§ AIM OF THE EXERCISE
Reproduce the listing below word for word, with no pictures.

§ DATASET CONTENT
>>
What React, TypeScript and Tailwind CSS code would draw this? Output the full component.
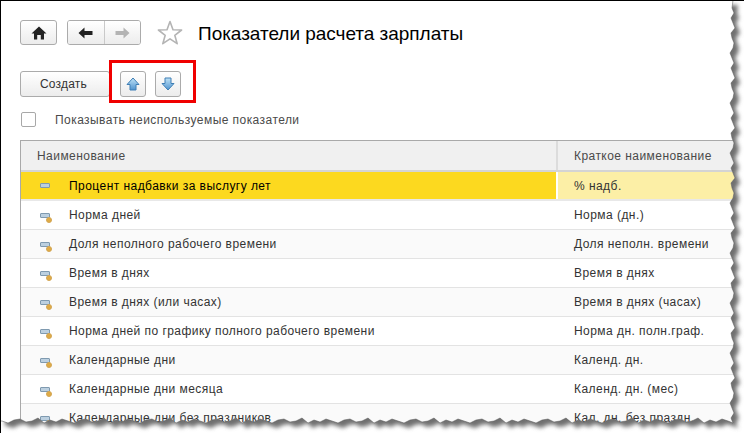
const rows = [
  ["Норма дней", "Норма (дн.)"],
  ["Доля неполного рабочего времени", "Доля неполн. времени"],
  ["Время в днях", "Время в днях"],
  ["Время в днях (или часах)", "Время в днях (часах)"],
  ["Норма дней по графику полного рабочего времени", "Норма дн. полн.граф."],
  ["Календарные дни", "Календ. дн."],
  ["Календарные дни месяца", "Календ. дн. (мес)"],
  ["Календарные дни без праздников", "Кал. дн. без праздн."],
];

// jagged edge of the torn paper
const tornPath = () => {
  let d = "M733 0";
  for (let y = 8, i = 0; y < 424; y += 5, i++) {
    const off = [0, 2, -1, 1, 3, -1, 0, 2, 1, -2][i % 10];
    d += ` L${732 + off} ${y}`;
  }
  for (let x = 728, i = 0; x > 0; x -= 6, i++) {
    const off = [0, -2, 1, -1, 2, -3, 0, 1, -2, -1, 2][i % 11];
    d += ` L${x} ${421 + off}`;
  }
  return d + " L0 421";
};

const TornEdge = () => {
  const edge = tornPath();
  const outside = `${edge} L0 433 L744 433 L744 0 Z`;
  return (
    <svg className="absolute left-[-1px] top-[-1px]" width="744" height="433">
      <defs>
        <filter id="blur" x="-5%" y="-5%" width="110%" height="110%">
          <feGaussianBlur stdDeviation="2" />
        </filter>
        <clipPath id="out">
          <path d={outside} />
        </clipPath>
      </defs>
      <path d={outside} fill="#ffffff" />
      <g clipPath="url(#out)">
        <g transform="translate(5 5)" filter="url(#blur)">
          <path d={edge + " L0 0 Z"} fill="#707070" />
        </g>
      </g>
      <path d={edge} fill="none" stroke="#555555" strokeWidth="0.5" />
    </svg>
  );
};

const NavButton = ({ className, children }: { className: string; children: React.ReactNode }) => (
  <div className={`flex items-center justify-center bg-gradient-to-b from-white to-[#ececec] ${className}`}>{children}</div>
);

const Star = () => (
  <svg width="26" height="26" viewBox="0 0 26 26">
    <path d="M13 1.5 L16 9.7 L24.6 10 L17.8 15.3 L20.2 23.7 L13 18.8 L5.8 23.7 L8.2 15.3 L1.4 10 L10 9.7 Z" fill="#ffffff" stroke="#b4b4b4" strokeWidth="1.6" strokeLinejoin="round" />
  </svg>
);

const BlueArrow = ({ down }: { down?: boolean }) => (
  <svg width="14" height="14" viewBox="0 0 14 14" className={down ? "rotate-180" : ""}>
    <defs>
      <linearGradient id={down ? "ad" : "au"} x1="0" y1="0" x2="0" y2="1">
        <stop offset="0" stopColor={down ? "#4f93cf" : "#bfe3f7"} />
        <stop offset="1" stopColor={down ? "#bfe3f7" : "#4f93cf"} />
      </linearGradient>
    </defs>
    <path d="M7 1 L13 7.5 L10 7.5 L10 13 L4 13 L4 7.5 L1 7.5 Z" fill={`url(#${down ? "ad" : "au"})`} stroke="#3f7fb5" strokeWidth="1" strokeLinejoin="round" />
  </svg>
);

const RowIcon = ({ dot }: { dot?: boolean }) => (
  <div className="relative w-[10px] h-[5px] rounded-[1px] border border-[#7f9ab0] bg-[#bcd0e0]">
    {dot && <div className="absolute left-[5px] top-[3px] w-[6px] h-[6px] rounded-full bg-[#e0ab45] border border-[#d3a656]" />}
  </div>
);

export default function App() {
  return (
    <div className="relative w-[744px] h-[433px] overflow-hidden bg-white border-t border-l border-black font-['Liberation_Sans',Arial,sans-serif] text-[12px] text-[#333333]">
      <div className="flex flex-col pl-[19px] pt-[19px] w-[760px]">
        <div className="flex items-center h-[25px]">
          <NavButton className="w-[37px] h-[25px] rounded-[3px] border border-[#ababab]">
            <svg width="16" height="14" viewBox="0 0 16 14">
              <path d="M8 0.5 L15.5 7.5 L13 7.5 L13 13.5 L9.8 13.5 L9.8 9 L6.2 9 L6.2 13.5 L3 13.5 L3 7.5 L0.5 7.5 Z" fill="#222222" />
            </svg>
          </NavButton>
          <div className="flex ml-[10px] w-[74px] h-[25px] rounded-[3px] border border-[#ababab] overflow-hidden">
            <NavButton className="w-[37px] border-r border-[#c9c9c9] pr-[2px]">
              <svg width="15" height="12" viewBox="0 0 15 12"><path d="M0.5 6 L6.5 0.5 L6.5 4 L14.5 4 L14.5 8 L6.5 8 L6.5 11.5 Z" fill="#222222" /></svg>
            </NavButton>
            <NavButton className="flex-1">
              <svg width="15" height="12" viewBox="0 0 15 12"><path d="M14.5 6 L8.5 0.5 L8.5 4 L0.5 4 L0.5 8 L8.5 8 L8.5 11.5 Z" fill="#b4b4b4" /></svg>
            </NavButton>
          </div>
          <div className="ml-[16px]"><Star /></div>
          <div className="ml-[15px] mt-[3px] text-[19px] tracking-[-0.03px] text-black whitespace-nowrap">Показатели расчета зарплаты</div>
        </div>

        <div className="flex mt-[26px] h-[26px]">
          <NavButton className="w-[90px] rounded-[3px] border border-[#ababab] pr-[3px] tracking-[0.2px] text-[#333333]">Создать</NavButton>
          <NavButton className="ml-[10px] w-[26px] rounded-[3px] border border-[#ababab]"><BlueArrow /></NavButton>
          <NavButton className="ml-[9px] w-[26px] rounded-[3px] border border-[#ababab]"><BlueArrow down /></NavButton>
        </div>

        <div className="flex items-center mt-[15px] h-[15px]">
          <div className="ml-[1px] w-[15px] h-[15px] rounded-[2px] border border-[#a8a8a8] bg-white" />
          <div className="ml-[19px] tracking-[0.44px] text-[#4a4a4a]">Показывать неиспользуемые показатели</div>
        </div>

        <div className="mt-[13px] border-t border-l border-[#a9a9a9] tracking-[0.45px]">
          <div className="flex h-[31px] bg-[#f0f0f0] border-b-2 border-[#d4d4d4] text-[#4a4a4a]">
            <div className="flex items-center w-[537px] pl-[16px] border-r-2 border-[#dcdcdc]">Наименование</div>
            <div className="flex items-center pl-[16px]">Краткое наименование</div>
          </div>
          <div className="flex h-[29px] border-b-2 border-[#e8e8e8] text-black">
            <div className="flex items-center w-[537px] bg-[#fcd91f] pl-[19px] border-r-2 border-white">
              <RowIcon />
              <span className="ml-[19px]">Процент надбавки за выслугу лет</span>
            </div>
            <div className="flex flex-1 items-center pl-[16px] bg-[#fcefa6] text-[#333333]">% надб.</div>
          </div>
          {rows.map((row, i) => (
            <div key={row[0]} className={`flex h-[29px] border-b border-[#e3e3e3] ${i % 2 === 1 ? "bg-[#fafafa]" : "bg-white"}`}>
              <div className="flex items-center w-[537px] pl-[19px]">
                <RowIcon dot />
                <span className="ml-[19px] whitespace-nowrap">{row[0]}</span>
              </div>
              <div className="flex items-center pl-[16px] whitespace-nowrap">{row[1]}</div>
            </div>
          ))}
        </div>
      </div>

      <div className="absolute left-[108px] top-[59px] w-[87px] h-[43px] border-[3px] border-[#f00000]" />
      <TornEdge />
    </div>
  );
}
<<
§ EXERCISE SOLUTION
What React, TypeScript and Tailwind CSS code would draw this? Output the full component.
const rows = [
  ["Норма дней", "Норма (дн.)"],
  ["Доля неполного рабочего времени", "Доля неполн. времени"],
  ["Время в днях", "Время в днях"],
  ["Время в днях (или часах)", "Время в днях (часах)"],
  ["Норма дней по графику полного рабочего времени", "Норма дн. полн.граф."],
  ["Календарные дни", "Календ. дн."],
  ["Календарные дни месяца", "Календ. дн. (мес)"],
  ["Календарные дни без праздников", "Кал. дн. без праздн."],
];

// jagged edge of the torn paper
const tornPath = () => {
  let d = "M733 0";
  for (let y = 8, i = 0; y < 424; y += 5, i++) {
    const off = [0, 2, -1, 1, 3, -1, 0, 2, 1, -2][i % 10];
    d += ` L${732 + off} ${y}`;
  }
  for (let x = 728, i = 0; x > 0; x -= 6, i++) {
    const off = [0, -2, 1, -1, 2, -3, 0, 1, -2, -1, 2][i % 11];
    d += ` L${x} ${421 + off}`;
  }
  return d + " L0 421";
};

const TornEdge = () => {
  const edge = tornPath();
  const outside = `${edge} L0 433 L744 433 L744 0 Z`;
  return (
    <svg className="absolute left-[-1px] top-[-1px]" width="744" height="433">
      <defs>
        <filter id="blur" x="-5%" y="-5%" width="110%" height="110%">
          <feGaussianBlur stdDeviation="2" />
        </filter>
        <clipPath id="out">
          <path d={outside} />
        </clipPath>
      </defs>
      <path d={outside} fill="#ffffff" />
      <g clipPath="url(#out)">
        <g transform="translate(5 5)" filter="url(#blur)">
          <path d={edge + " L0 0 Z"} fill="#707070" />
        </g>
      </g>
      <path d={edge} fill="none" stroke="#555555" strokeWidth="0.5" />
    </svg>
  );
};

const NavButton = ({ className, children }: { className: string; children: React.ReactNode }) => (
  <div className={`flex items-center justify-center bg-gradient-to-b from-white to-[#ececec] ${className}`}>{children}</div>
);

const Star = () => (
  <svg width="26" height="26" viewBox="0 0 26 26">
    <path d="M13 1.5 L16 9.7 L24.6 10 L17.8 15.3 L20.2 23.7 L13 18.8 L5.8 23.7 L8.2 15.3 L1.4 10 L10 9.7 Z" fill="#ffffff" stroke="#b4b4b4" strokeWidth="1.6" strokeLinejoin="round" />
  </svg>
);

const BlueArrow = ({ down }: { down?: boolean }) => (
  <svg width="14" height="14" viewBox="0 0 14 14" className={down ? "rotate-180" : ""}>
    <defs>
      <linearGradient id={down ? "ad" : "au"} x1="0" y1="0" x2="0" y2="1">
        <stop offset="0" stopColor={down ? "#4f93cf" : "#bfe3f7"} />
        <stop offset="1" stopColor={down ? "#bfe3f7" : "#4f93cf"} />
      </linearGradient>
    </defs>
    <path d="M7 1 L13 7.5 L10 7.5 L10 13 L4 13 L4 7.5 L1 7.5 Z" fill={`url(#${down ? "ad" : "au"})`} stroke="#3f7fb5" strokeWidth="1" strokeLinejoin="round" />
  </svg>
);

const RowIcon = ({ dot }: { dot?: boolean }) => (
  <div className="relative w-[10px] h-[5px] rounded-[1px] border border-[#7f9ab0] bg-[#bcd0e0]">
    {dot && <div className="absolute left-[5px] top-[3px] w-[6px] h-[6px] rounded-full bg-[#e0ab45] border border-[#d3a656]" />}
  </div>
);

export default function App() {
  return (
    <div className="relative w-[744px] h-[433px] overflow-hidden bg-white border-t border-l border-black font-['Liberation_Sans',Arial,sans-serif] text-[12px] text-[#333333]">
      <div className="flex flex-col pl-[19px] pt-[19px] w-[760px]">
        <div className="flex items-center h-[25px]">
          <NavButton className="w-[37px] h-[25px] rounded-[3px] border border-[#ababab]">
            <svg width="16" height="14" viewBox="0 0 16 14">
              <path d="M8 0.5 L15.5 7.5 L13 7.5 L13 13.5 L9.8 13.5 L9.8 9 L6.2 9 L6.2 13.5 L3 13.5 L3 7.5 L0.5 7.5 Z" fill="#222222" />
            </svg>
          </NavButton>
          <div className="flex ml-[10px] w-[74px] h-[25px] rounded-[3px] border border-[#ababab] overflow-hidden">
            <NavButton className="w-[37px] border-r border-[#c9c9c9] pr-[2px]">
              <svg width="15" height="12" viewBox="0 0 15 12"><path d="M0.5 6 L6.5 0.5 L6.5 4 L14.5 4 L14.5 8 L6.5 8 L6.5 11.5 Z" fill="#222222" /></svg>
            </NavButton>
            <NavButton className="flex-1">
              <svg width="15" height="12" viewBox="0 0 15 12"><path d="M14.5 6 L8.5 0.5 L8.5 4 L0.5 4 L0.5 8 L8.5 8 L8.5 11.5 Z" fill="#b4b4b4" /></svg>
            </NavButton>
          </div>
          <div className="ml-[16px]"><Star /></div>
          <div className="ml-[15px] mt-[3px] text-[19px] tracking-[-0.03px] text-black whitespace-nowrap">Показатели расчета зарплаты</div>
        </div>

        <div className="flex mt-[26px] h-[26px]">
          <NavButton className="w-[90px] rounded-[3px] border border-[#ababab] pr-[3px] tracking-[0.2px] text-[#333333]">Создать</NavButton>
          <NavButton className="ml-[10px] w-[26px] rounded-[3px] border border-[#ababab]"><BlueArrow /></NavButton>
          <NavButton className="ml-[9px] w-[26px] rounded-[3px] border border-[#ababab]"><BlueArrow down /></NavButton>
        </div>

        <div className="flex items-center mt-[15px] h-[15px]">
          <div className="ml-[1px] w-[15px] h-[15px] rounded-[2px] border border-[#a8a8a8] bg-white" />
          <div className="ml-[19px] tracking-[0.44px] text-[#4a4a4a]">Показывать неиспользуемые показатели</div>
        </div>

        <div className="mt-[13px] border-t border-l border-[#a9a9a9] tracking-[0.45px]">
          <div className="flex h-[31px] bg-[#f0f0f0] border-b-2 border-[#d4d4d4] text-[#4a4a4a]">
            <div className="flex items-center w-[537px] pl-[16px] border-r-2 border-[#dcdcdc]">Наименование</div>
            <div className="flex items-center pl-[16px]">Краткое наименование</div>
          </div>
          <div className="flex h-[29px] border-b-2 border-[#e8e8e8] text-black">
            <div className="flex items-center w-[537px] bg-[#fcd91f] pl-[19px] border-r-2 border-white">
              <RowIcon />
              <span className="ml-[19px]">Процент надбавки за выслугу лет</span>
            </div>
            <div className="flex flex-1 items-center pl-[16px] bg-[#fcefa6] text-[#333333]">% надб.</div>
          </div>
          {rows.map((row, i) => (
            <div key={row[0]} className={`flex h-[29px] border-b border-[#e3e3e3] ${i % 2 === 1 ? "bg-[#fafafa]" : "bg-white"}`}>
              <div className="flex items-center w-[537px] pl-[19px]">
                <RowIcon dot />
                <span className="ml-[19px] whitespace-nowrap">{row[0]}</span>
              </div>
              <div className="flex items-center pl-[16px] whitespace-nowrap">{row[1]}</div>
            </div>
          ))}
        </div>
      </div>

      <div className="absolute left-[108px] top-[59px] w-[87px] h-[43px] border-[3px] border-[#f00000]" />
      <TornEdge />
    </div>
  );
}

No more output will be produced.